Lesson 19

The purpose of this Estimation Exploration is for students to develop strategies for finding the product of a fraction and a mixed number. Since \(2 \frac{8}{9}\) is so close to 3, a good estimate is \(3 \times 28\) or 84. Students may refine this estimate using the distributive property 

\(\begin{array} 28 \times 2\frac{8}{9} &=& 28 \times \left(3 - \frac{1}{9}\right)\\ &=& 28 \times 3 - 28 \times \frac{1}{9} \end{array} \)

Since \(\frac{28}{9}\) is about 3, \(84 - 3\) or 81 is a very good estimate. Students will use these ideas in the lesson when they find products of fractions, whole numbers, and mixed numbers.

• Groups of 2
• Display the image.
• “¿Qué estimación sería muy alta?, ¿muy baja?, ¿razonable?” // “What is an estimate that’s too high? Too low? About right?”

• 1 minute: quiet think time
• 1 minute: partner discussion
• Record responses.

• “¿En qué se parecen y en qué se diferencian \(28 \times 2\frac{8}{9}\) y \(28 \times 2\)? ¿Cómo lo saben?” // “How does \(28 \times 2\frac{8}{9}\) compare to \(28 \times 2\)? How do you know?” (It’s larger because \(2 \frac{8}{9}\) is greater than 2.)
• “¿Por qué \(28 \times 3\) es una buena estimación?” // “Why is \(28 \times 3\) a good estimate?” (Because \(2\frac{8}{9}\) is really close to 3.)
• “¿\(28 \times 2\frac{8}{9}\) es mayor o menor que \(28 \times 3\)? ¿Cómo lo saben?” // “Is \(28 \times 2\frac{8}{9}\) greater or less than \(28 \times 3\)? How do you know?” (Less because \(2\frac{8}{9}\) is less than 3.)

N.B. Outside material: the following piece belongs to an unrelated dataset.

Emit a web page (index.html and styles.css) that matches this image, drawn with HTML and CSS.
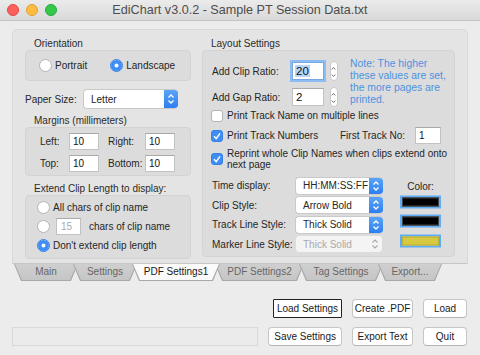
FILE: index.html
```html
<!DOCTYPE html>
<html lang="en">
<head>
    <meta charset="UTF-8">
    <title>EdiChart v3.0.2 - Sample PT Session Data.txt</title>
    <link rel="stylesheet" href="styles.css">
</head>
<body>
    <div class="titlebar">
        <div class="lights">
            <span class="light red"></span>
            <span class="light yellow"></span>
            <span class="light green"></span>
        </div>
        <div class="title">EdiChart v3.0.2 - Sample PT Session Data.txt</div>
        <div></div>
    </div>

    <div class="main">
        <div class="tabview">
            <!-- left column -->
            <div class="col left">
                <div class="glabel">Orientation</div>
                <div class="box orient">
                    <div class="radio"><span class="rb"></span>Portrait</div>
                    <div class="radio"><span class="rb on"></span>Landscape</div>
                </div>

                <div class="paper">
                    <span class="plabel">Paper Size:</span>
                    <div class="popup paper-pop">
                        <span class="ptext">Letter</span>
                        <span class="arrows"><svg width="8" height="12" viewBox="0 0 8 12"><path d="M1.5 4.5 L4 2 L6.5 4.5 M1.5 7.5 L4 10 L6.5 7.5" fill="none" stroke="#fff" stroke-width="1.3"/></svg></span>
                    </div>
                </div>

                <div class="glabel g2">Margins (millimeters)</div>
                <div class="box margins">
                    <span>Left:</span><span class="field m">10</span>
                    <span>Right:</span><span class="field m">10</span>
                    <span>Top:</span><span class="field m">10</span>
                    <span>Bottom:</span><span class="field m">10</span>
                </div>

                <div class="glabel g3">Extend Clip Length to display:</div>
                <div class="box extend">
                    <div class="radio"><span class="rb"></span>All chars of clip name</div>
                    <div class="radio"><span class="rb"></span><span class="field dim">15</span>chars of clip name</div>
                    <div class="radio"><span class="rb on"></span>Don't extend clip length</div>
                </div>
            </div>

            <!-- right column -->
            <div class="col right">
                <div class="glabel">Layout Settings</div>
                <div class="box layout">
                    <div class="ratios">
                        <div class="ratio-rows">
                            <div class="ratio">
                                <span class="rlabel">Add Clip Ratio:</span>
                                <span class="field r focus"><span class="selected">20</span></span>
                                <span class="stepper"><svg width="8" height="20" viewBox="0 0 8 20"><path d="M2 7 L4 5 L6 7 M2 13 L4 15 L6 13" fill="none" stroke="#555" stroke-width="1"/></svg></span>
                            </div>
                            <div class="ratio">
                                <span class="rlabel">Add Gap Ratio:</span>
                                <span class="field r">2</span>
                                <span class="stepper"><svg width="8" height="20" viewBox="0 0 8 20"><path d="M2 7 L4 5 L6 7 M2 13 L4 15 L6 13" fill="none" stroke="#555" stroke-width="1"/></svg></span>
                            </div>
                        </div>
                        <div class="note">Note: The higher these values are set, the more pages are printed.</div>
                    </div>

                    <div class="check"><span class="cb"></span>Print Track Name on multiple lines</div>
                    <div class="check numbers">
                        <span class="cb on"><svg width="12" height="12" viewBox="0 0 12 12"><path d="M3 6.3 L5.2 8.6 L9 3.4" fill="none" stroke="#fff" stroke-width="1.5"/></svg></span>
                        <span>Print Track Numbers</span>
                        <span class="first">First Track No:</span>
                        <span class="field ft">1</span>
                    </div>
                    <div class="check two">
                        <span class="cb on"><svg width="12" height="12" viewBox="0 0 12 12"><path d="M3 6.3 L5.2 8.6 L9 3.4" fill="none" stroke="#fff" stroke-width="1.5"/></svg></span>
                        <span>Reprint whole Clip Names when clips extend onto next page</span>
                    </div>

                    <div class="styles">
                        <span class="slabel">Time display:</span>
                        <div class="popup">
                            <span class="ptext">HH:MM:SS:FF</span>
                            <span class="arrows"><svg width="8" height="12" viewBox="0 0 8 12"><path d="M1.5 4.5 L4 2 L6.5 4.5 M1.5 7.5 L4 10 L6.5 7.5" fill="none" stroke="#fff" stroke-width="1.3"/></svg></span>
                        </div>
                        <span class="clabel">Color:</span>

                        <span class="slabel">Clip Style:</span>
                        <div class="popup">
                            <span class="ptext">Arrow Bold</span>
                            <span class="arrows"><svg width="8" height="12" viewBox="0 0 8 12"><path d="M1.5 4.5 L4 2 L6.5 4.5 M1.5 7.5 L4 10 L6.5 7.5" fill="none" stroke="#fff" stroke-width="1.3"/></svg></span>
                        </div>
                        <span class="well"><span class="swatch black"></span></span>

                        <span class="slabel">Track Line Style:</span>
                        <div class="popup">
                            <span class="ptext">Thick Solid</span>
                            <span class="arrows"><svg width="8" height="12" viewBox="0 0 8 12"><path d="M1.5 4.5 L4 2 L6.5 4.5 M1.5 7.5 L4 10 L6.5 7.5" fill="none" stroke="#fff" stroke-width="1.3"/></svg></span>
                        </div>
                        <span class="well"><span class="swatch black"></span></span>

                        <span class="slabel">Marker Line Style:</span>
                        <div class="popup off">
                            <span class="ptext">Thick Solid</span>
                            <span class="arrows"><svg width="8" height="12" viewBox="0 0 8 12"><path d="M1.5 4.5 L4 2 L6.5 4.5 M1.5 7.5 L4 10 L6.5 7.5" fill="none" stroke="#aaa" stroke-width="1.1"/></svg></span>
                        </div>
                        <span class="well"><span class="swatch yellow"></span></span>
                    </div>
                </div>
            </div>
        </div>

        <div class="tabs">
            <span class="tab">Main</span>
            <span class="tab">Settings</span>
            <span class="tab sel">PDF Settings1</span>
            <span class="tab">PDF Settings2</span>
            <span class="tab">Tag Settings</span>
            <span class="tab">Export...</span>
        </div>

        <div class="bottom">
            <div class="status"></div>
            <div class="buttons">
                <span class="btn focus">Load Settings</span>
                <span class="btn">Create .PDF</span>
                <span class="btn">Load</span>
                <span class="btn">Save Settings</span>
                <span class="btn">Export Text</span>
                <span class="btn">Quit</span>
            </div>
        </div>
    </div>
</body>
</html>
```

FILE: styles.css
```css
body {
    margin: 0;
    width: 480px;
    height: 355px;
    overflow: hidden;
    background-color: #ececec;
    font-family: "Liberation Sans", Arial, sans-serif;
    font-size: 10px;
    color: #262626;
    white-space: nowrap;
}

/* title bar */
.titlebar {
    height: 20px;
    display: grid;
    grid-template-columns: 1fr auto 1fr;
    align-items: center;
    background: linear-gradient(#ebebeb, #d9d9d9);
    border-bottom: 1px solid #c4c4c4;
}
.lights {
    display: flex;
    gap: 7px;
    padding-left: 7px;
}
.light {
    width: 12px;
    height: 12px;
    border-radius: 50%;
    box-sizing: border-box;
}
.red { background: #fc605c; border: 1px solid #de4a46; }
.yellow { background: #fdbc40; border: 1px solid #dea034; }
.green { background: #34c84a; border: 1px solid #27aa37; }
.title {
    font-size: 12.6px;
    color: #4d4d4d;
}

.main {
    padding: 8px 12px 0 12px;
}

/* tab view content */
.tabview {
    height: 225px;
    display: flex;
    gap: 11px;
    padding: 8px 12px 0 12px;
    background-color: #e4e4e4;
    border: 1px solid #d8d8d8;
    border-bottom: 1px solid #c6c6c6;
    border-radius: 5px 5px 0 0;
}
.col {
    display: flex;
    flex-direction: column;
}
.left { width: 166px; }
.right { width: 253px; }
.glabel {
    height: 12px;
    line-height: 12px;
    padding-left: 9px;
    color: #2a2a2a;
}
.g2 { margin-top: 6px; }
.g3 { margin-top: 7px; }
.box {
    box-sizing: border-box;
    background-color: #dcdcdc;
    border: 1px solid #d3d3d3;
    border-radius: 4px;
}

/* radios */
.radio {
    display: flex;
    align-items: center;
    gap: 3px;
    height: 16px;
}
.rb {
    width: 13px;
    height: 13px;
    box-sizing: border-box;
    border-radius: 50%;
    background: #fff;
    border: 1px solid #b4b4b4;
    flex-shrink: 0;
}
.rb.on {
    border-color: #2f7de0;
    box-shadow: inset 0 0 0 3.5px #3f8ef5;
    background-color: #fff;
}
.orient {
    height: 31px;
    display: flex;
    align-items: center;
    gap: 23px;
    padding-left: 13px;
}
.extend {
    height: 64px;
    padding: 3px 0 0 11px;
    display: flex;
    flex-direction: column;
    gap: 3px;
}
.extend .field.dim {
    width: 25px;
    height: 17px;
    margin: 0 5px 0 3px;
    padding-left: 4px;
    color: #aaa;
}

/* text fields */
.field {
    box-sizing: border-box;
    display: inline-flex;
    align-items: center;
    padding-left: 3px;
    background: #fff;
    border: 1px solid #c2c2c2;
    border-top-color: #a9a9a9;
    font-size: 10px;
    color: #111;
}

/* paper size */
.paper {
    margin-top: 8px;
    height: 20px;
    display: flex;
    align-items: center;
}
.plabel {
    width: 58px;
}
.popup {
    box-sizing: border-box;
    height: 18px;
    display: flex;
    align-items: center;
    background: #fff;
    border-radius: 4px;
    border: 1px solid #c9c9c9;
    border-right: none;
    overflow: hidden;
}
.popup .ptext {
    flex: 1;
    padding-left: 7px;
}
.popup .arrows {
    width: 14px;
    height: 100%;
    display: flex;
    align-items: center;
    justify-content: center;
    background: linear-gradient(#5aa4f7, #2d7ff0);
}
.paper-pop {
    width: 95px;
    height: 20px;
}
.popup.off {
    background: #f4f4f4;
    border-color: #dcdcdc;
    border-right: 1px solid #dcdcdc;
    color: #a9a9a9;
}
.popup.off .arrows {
    background: none;
}

/* margins */
.margins {
    height: 49px;
    display: grid;
    grid-template-columns: 29px 39px 37px 30px;
    grid-auto-rows: 17px;
    row-gap: 5px;
    align-items: center;
    padding: 5px 0 0 14px;
}
.field.m {
    width: 30px;
    height: 17px;
}

/* layout settings */
.layout {
    height: 207px;
    padding: 10px 0 0 8px;
}
.ratios {
    display: flex;
}
.ratio-rows {
    display: flex;
    flex-direction: column;
    gap: 6px;
}
.ratio {
    display: flex;
    align-items: center;
    height: 20px;
}
.rlabel {
    width: 80px;
    padding-left: 1px;
}
.field.r {
    width: 32px;
    height: 18px;
    font-size: 11.5px;
}
.field.focus {
    box-shadow: 0 0 0 2px #8cbcf4;
    border-color: #7aa8e0;
    padding-left: 2px;
}
.selected {
    background: #b5d5fb;
    padding: 0 1px;
}
.stepper {
    margin-left: 6px;
    width: 8px;
    height: 20px;
    box-sizing: border-box;
    display: flex;
    background: #fff;
    border: 1px solid #c9c9c9;
    border-radius: 4px;
}
.stepper svg {
    margin-left: -1px;
}
.note {
    margin: -3px 0 0 12px;
    width: 108px;
    line-height: 12px;
    color: #4c92e0;
    white-space: normal;
    font-size: 10.4px;
}

.check {
    display: flex;
    align-items: center;
    gap: 4px;
    height: 13px;
    margin-top: 2px;
}
.cb {
    width: 12px;
    height: 12px;
    box-sizing: border-box;
    background: #fff;
    border: 1px solid #b4b4b4;
    border-radius: 3px;
    flex-shrink: 0;
}
.cb.on {
    background: #3f8ef5;
    border-color: #3380e8;
}
.cb svg {
    display: block;
    margin: -1px;
}
.numbers {
    margin-top: 7px;
}
.numbers .first {
    margin-left: auto;
    margin-right: 6px;
}
.field.ft {
    width: 26px;
    height: 17px;
    margin-right: 13px;
}
.two {
    margin-top: 5px;
    height: 24px;
    line-height: 11px;
    white-space: normal;
}

.styles {
    margin-top: 5px;
    display: grid;
    grid-template-columns: 83px 88px 58px;
    grid-auto-rows: 19.5px;
    align-items: center;
    padding-left: 1px;
}
.styles .popup {
    height: 18px;
}
.clabel {
    margin-left: 17px;
    text-align: center;
    transform: translateY(1px);
}
.well {
    margin-left: 17px;
    height: 13px;
    box-sizing: border-box;
    border: 2px solid #5eacf6;
    display: flex;
    transform: translateY(-3.5px);
}
.swatch {
    flex: 1;
    border: 1px solid #444;
}
.black { background: #000; }
.yellow.swatch { background: #d6c940; border-color: #b8ae3c; }

/* tabs */
.tabs {
    display: flex;
    padding-left: 2px;
    height: 17px;
}
.tab {
    position: relative;
    height: 17px;
    line-height: 15px;
    text-align: center;
    color: #666;
    margin-right: -5px;
    background: #a8a8a8;
    clip-path: polygon(0 0, 100% 0, calc(100% - 7px) 100%, 7px 100%);
    z-index: 1;
}
.tab::before {
    content: "";
    position: absolute;
    inset: 0 1px 1px 1px;
    background: linear-gradient(#cfcfcf, #c6c6c6);
    clip-path: polygon(0 0, 100% 0, calc(100% - 7px) 100%, 7px 100%);
    z-index: -1;
}
.tab:nth-child(1) { width: 64px; }
.tab:nth-child(2) { width: 64px; }
.tab:nth-child(3) { width: 88px; }
.tab:nth-child(4) { width: 89px; }
.tab:nth-child(5) { width: 84px; }
.tab:nth-child(6) { width: 64px; }
.tab.sel {
    color: #1a1a1a;
    z-index: 2;
}
.tab.sel::before {
    background: #fafafa;
}

/* bottom area */
.bottom {
    display: flex;
    align-items: flex-end;
    margin-top: 18px;
}
.status {
    width: 246px;
    height: 19px;
    box-sizing: border-box;
    background: #ebebeb;
    border: 1px solid #d9d9d9;
}
.buttons {
    margin-left: auto;
    margin-right: 1px;
    display: grid;
    grid-template-columns: 69px 61px 44px;
    grid-auto-rows: 19px;
    column-gap: 10px;
    row-gap: 9px;
    justify-items: end;
}
.btn {
    box-sizing: border-box;
    height: 19px;
    padding: 0 5px;
    display: flex;
    align-items: center;
    justify-content: center;
    background: #fff;
    border: 1px solid #c6c6c6;
    border-bottom-color: #b3b3b3;
    border-radius: 4px;
    color: #1a1a1a;
}
.buttons .btn:nth-child(2),
.buttons .btn:nth-child(5) { width: 61px; }
.buttons .btn:nth-child(3),
.buttons .btn:nth-child(6) { width: 44px; margin-left: 2px; }
.btn.focus {
    width: 69px;
    border: 1px solid #222;
    border-radius: 1px;
}
```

The purpose of this activity is for students to apply what they have learned about multiplication and division of fractions to strategically write expressions with the greatest value. Students notice and explain patterns (MP7) such as:

• To make a product as large as possible, the two factors should be chosen as large as possible.
• To make a quotient or fraction as large as possible, the dividend should be as large as possible and the divisor as small as possible.

• Groups of 2

• 15 minutes: partner work time
• Monitor for students who reason about the size of the product or quotient based on the location of the digits.

• Invite previously selected students to share their responses.
• Display the second expression.
• Invite students to share their strategies for making the expression as large as possible.
• “¿Por qué \(6 \div \frac{1}{5}\) es una buena opción para lograr que esta expresión sea lo más grande posible?” // “Why is \(6 \div \frac{1}{5}\) a good choice for making this expression as large as possible?” (When I find the value I am multiplying 6 and 5. Those are the two biggest numbers so I know that will give me the biggest value.)
• “¿Hay alguna otra opción para escribir en los espacios en blanco con la que se obtenga el mismo valor?” // “Is there another choice for filling in the blanks that gives the same value?” (Yes, I can also do \(5 \div \frac{1}{6}\).)

In the previous activity, students chose digits to create expressions whose value was as large as possible. The purpose of this activity is for students to create expressions with the smallest possible value. The expressions and digits that students use are the same so the patterns that they identified in the previous activity will apply here as well but they lead to a different choice of expressions.

• Groups of 2

• 7–8 minutes: independent work time
• 2–3 minutes: partner work time
• Monitor for students who reason about the size of the product or quotient based on the location of the digits.

• Display the last expression.
• “¿Por qué \(\frac{1}{6}\div 5\) es una buena opción para lograr que la expresión sea lo más pequeña posible?” // “Why is \(\frac{1}{6}\div 5\) a good choice for making the expression as small as possible?” (The numerator is 1 so I want the denominator to be as large as possible. That’s why putting in the 6 and 5 is a good strategy.)
• “¿Hay alguna otra opción para escribir en los espacios en blanco con la que se obtenga el mismo valor?” // “Is there another choice for filling in the blanks that gives the same value?” (Yes, I can also do \(\frac{1}{5} \div 6\).)
• “¿Cuál es el valor de \(\frac{1}{6} \div 5\) y de \(\frac{1}{5} \div 6\)? ¿Cómo lo saben?” // “What is the value of \(\frac{1}{6} \div 5\) and \(\frac{1}{5} \div 6\) ? How do you know?” (\(\frac{1}{30}\) because I am either cutting \(\frac{1}{6}\) into 5 equal pieces or \(\frac {1}{5}\) into 6 equal pieces. Either way there are \(6 \times 5\) or 30 of those pieces in a whole.)